%%

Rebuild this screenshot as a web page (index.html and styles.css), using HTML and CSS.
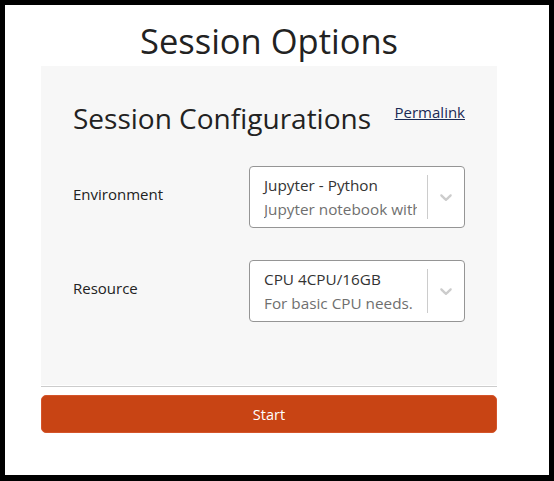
FILE: index.html
```html
<!DOCTYPE html>
<html>
<head>
<meta charset="utf-8">
<link rel="stylesheet" href="styles.css">
</head>
<body>
<div class="frame">
  <div class="wrap">
    <h1 class="title">Session Options</h1>
    <div class="panel">
      <div class="head">
        <h2 class="subtitle">Session Configurations</h2>
        <a class="permalink" href="#">Permalink</a>
      </div>
      <div class="row">
        <div class="label">Environment</div>
        <div class="select">
          <div class="value">
            <div class="main">Jupyter - Python</div>
            <div class="desc">Jupyter notebook with Python</div>
          </div>
          <div class="sep"></div>
          <div class="ind">
            <svg viewBox="0 0 20 20" width="20" height="20"><path d="M4.516 7.548c0.436-0.446 1.043-0.481 1.576 0l3.908 3.747 3.908-3.747c0.533-0.481 1.141-0.446 1.574 0 0.436 0.445 0.408 1.197 0 1.615-0.406 0.418-4.695 4.502-4.695 4.502-0.217 0.223-0.502 0.335-0.787 0.335s-0.57-0.112-0.789-0.335c0 0-4.287-4.084-4.695-4.502s-0.436-1.170 0-1.615z"/></svg>
          </div>
        </div>
      </div>
      <div class="row">
        <div class="label">Resource</div>
        <div class="select">
          <div class="value">
            <div class="main">CPU 4CPU/16GB</div>
            <div class="desc">For basic CPU needs.</div>
          </div>
          <div class="sep"></div>
          <div class="ind">
            <svg viewBox="0 0 20 20" width="20" height="20"><path d="M4.516 7.548c0.436-0.446 1.043-0.481 1.576 0l3.908 3.747 3.908-3.747c0.533-0.481 1.141-0.446 1.574 0 0.436 0.445 0.408 1.197 0 1.615-0.406 0.418-4.695 4.502-4.695 4.502-0.217 0.223-0.502 0.335-0.787 0.335s-0.57-0.112-0.789-0.335c0 0-4.287-4.084-4.695-4.502s-0.436-1.170 0-1.615z"/></svg>
          </div>
        </div>
      </div>
    </div>
    <div class="rule"></div>
    <button class="start">Start</button>
  </div>
</div>
</body>
</html>
```
FILE: styles.css
```css
html, body {
  margin: 0;
  padding: 0;
  background: #000;
}
body {
  font-family: "Open Sans", "Noto Sans", sans-serif;
  color: #222;
}
.frame {
  box-sizing: border-box;
  width: 554px;
  height: 481px;
  border-style: solid;
  border-color: #000;
  border-width: 5px 5px 6px 5px;
  background: #fff;
}
.wrap {
  width: 456px;
  margin-left: 36px;
}
.title {
  margin: 0;
  padding-top: 12px;
  height: 49px;
  font-size: 34.5px;
  line-height: 48px;
  font-weight: 400;
  text-align: center;
  color: #222;
}
.panel {
  background: #f7f7f7;
  height: 319px;
  box-sizing: border-box;
  padding: 30px 32px 0 32px;
}
.head {
  display: flex;
  justify-content: space-between;
  align-items: flex-start;
  height: 70px;
}
.subtitle {
  margin: 0;
  font-size: 28px;
  font-weight: 400;
  line-height: 44px;
  color: #222;
}
.permalink {
  font-size: 15px;
  line-height: 33px;
  color: #1a2a55;
  text-decoration: underline;
}
.row {
  display: grid;
  grid-template-columns: 176px 216px;
  align-items: center;
  margin-bottom: 32px;
}
.label {
  font-size: 15px;
  padding-bottom: 7px;
}
.select {
  box-sizing: border-box;
  height: 62px;
  border: 1px solid #959595;
  border-radius: 4px;
  background: #fff;
  display: flex;
  align-items: center;
}
.value {
  flex: 1;
  min-width: 0;
  padding-left: 14px;
  overflow: hidden;
  white-space: nowrap;
  font-size: 15.3px;
  line-height: 24px;
}
.main {
  color: #333;
}
.desc {
  color: #6f6f6f;
  overflow: hidden;
}
.sep {
  align-self: stretch;
  width: 1px;
  margin: 8px 0 8px 10px;
  background: #cccccc;
}
.ind {
  width: 36px;
  display: flex;
  justify-content: center;
  align-items: center;
}
.ind svg {
  fill: #cccccc;
}
.rule {
  height: 1px;
  background: #cccccc;
  margin-top: 1px;
}
.start {
  display: block;
  width: 456px;
  height: 38px;
  margin-top: 8px;
  border: 1px solid #d4542a;
  border-radius: 5px;
  background: #c84414;
  color: #fff;
  font-family: "Open Sans", "Noto Sans", sans-serif;
  font-size: 14.5px;
}
```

%%

WHAT TO DO: Retype the data above exactly; pictures are not part of the copy.

RESPONSE BELOW:
Rebuild this screenshot as a web page (index.html and styles.css), using HTML and CSS.
FILE: index.html
```html
<!DOCTYPE html>
<html>
<head>
<meta charset="utf-8">
<link rel="stylesheet" href="styles.css">
</head>
<body>
<div class="frame">
  <div class="wrap">
    <h1 class="title">Session Options</h1>
    <div class="panel">
      <div class="head">
        <h2 class="subtitle">Session Configurations</h2>
        <a class="permalink" href="#">Permalink</a>
      </div>
      <div class="row">
        <div class="label">Environment</div>
        <div class="select">
          <div class="value">
            <div class="main">Jupyter - Python</div>
            <div class="desc">Jupyter notebook with Python</div>
          </div>
          <div class="sep"></div>
          <div class="ind">
            <svg viewBox="0 0 20 20" width="20" height="20"><path d="M4.516 7.548c0.436-0.446 1.043-0.481 1.576 0l3.908 3.747 3.908-3.747c0.533-0.481 1.141-0.446 1.574 0 0.436 0.445 0.408 1.197 0 1.615-0.406 0.418-4.695 4.502-4.695 4.502-0.217 0.223-0.502 0.335-0.787 0.335s-0.57-0.112-0.789-0.335c0 0-4.287-4.084-4.695-4.502s-0.436-1.170 0-1.615z"/></svg>
          </div>
        </div>
      </div>
      <div class="row">
        <div class="label">Resource</div>
        <div class="select">
          <div class="value">
            <div class="main">CPU 4CPU/16GB</div>
            <div class="desc">For basic CPU needs.</div>
          </div>
          <div class="sep"></div>
          <div class="ind">
            <svg viewBox="0 0 20 20" width="20" height="20"><path d="M4.516 7.548c0.436-0.446 1.043-0.481 1.576 0l3.908 3.747 3.908-3.747c0.533-0.481 1.141-0.446 1.574 0 0.436 0.445 0.408 1.197 0 1.615-0.406 0.418-4.695 4.502-4.695 4.502-0.217 0.223-0.502 0.335-0.787 0.335s-0.57-0.112-0.789-0.335c0 0-4.287-4.084-4.695-4.502s-0.436-1.170 0-1.615z"/></svg>
          </div>
        </div>
      </div>
    </div>
    <div class="rule"></div>
    <button class="start">Start</button>
  </div>
</div>
</body>
</html>
```
FILE: styles.css
```css
html, body {
  margin: 0;
  padding: 0;
  background: #000;
}
body {
  font-family: "Open Sans", "Noto Sans", sans-serif;
  color: #222;
}
.frame {
  box-sizing: border-box;
  width: 554px;
  height: 481px;
  border-style: solid;
  border-color: #000;
  border-width: 5px 5px 6px 5px;
  background: #fff;
}
.wrap {
  width: 456px;
  margin-left: 36px;
}
.title {
  margin: 0;
  padding-top: 12px;
  height: 49px;
  font-size: 34.5px;
  line-height: 48px;
  font-weight: 400;
  text-align: center;
  color: #222;
}
.panel {
  background: #f7f7f7;
  height: 319px;
  box-sizing: border-box;
  padding: 30px 32px 0 32px;
}
.head {
  display: flex;
  justify-content: space-between;
  align-items: flex-start;
  height: 70px;
}
.subtitle {
  margin: 0;
  font-size: 28px;
  font-weight: 400;
  line-height: 44px;
  color: #222;
}
.permalink {
  font-size: 15px;
  line-height: 33px;
  color: #1a2a55;
  text-decoration: underline;
}
.row {
  display: grid;
  grid-template-columns: 176px 216px;
  align-items: center;
  margin-bottom: 32px;
}
.label {
  font-size: 15px;
  padding-bottom: 7px;
}
.select {
  box-sizing: border-box;
  height: 62px;
  border: 1px solid #959595;
  border-radius: 4px;
  background: #fff;
  display: flex;
  align-items: center;
}
.value {
  flex: 1;
  min-width: 0;
  padding-left: 14px;
  overflow: hidden;
  white-space: nowrap;
  font-size: 15.3px;
  line-height: 24px;
}
.main {
  color: #333;
}
.desc {
  color: #6f6f6f;
  overflow: hidden;
}
.sep {
  align-self: stretch;
  width: 1px;
  margin: 8px 0 8px 10px;
  background: #cccccc;
}
.ind {
  width: 36px;
  display: flex;
  justify-content: center;
  align-items: center;
}
.ind svg {
  fill: #cccccc;
}
.rule {
  height: 1px;
  background: #cccccc;
  margin-top: 1px;
}
.start {
  display: block;
  width: 456px;
  height: 38px;
  margin-top: 8px;
  border: 1px solid #d4542a;
  border-radius: 5px;
  background: #c84414;
  color: #fff;
  font-family: "Open Sans", "Noto Sans", sans-serif;
  font-size: 14.5px;
}
```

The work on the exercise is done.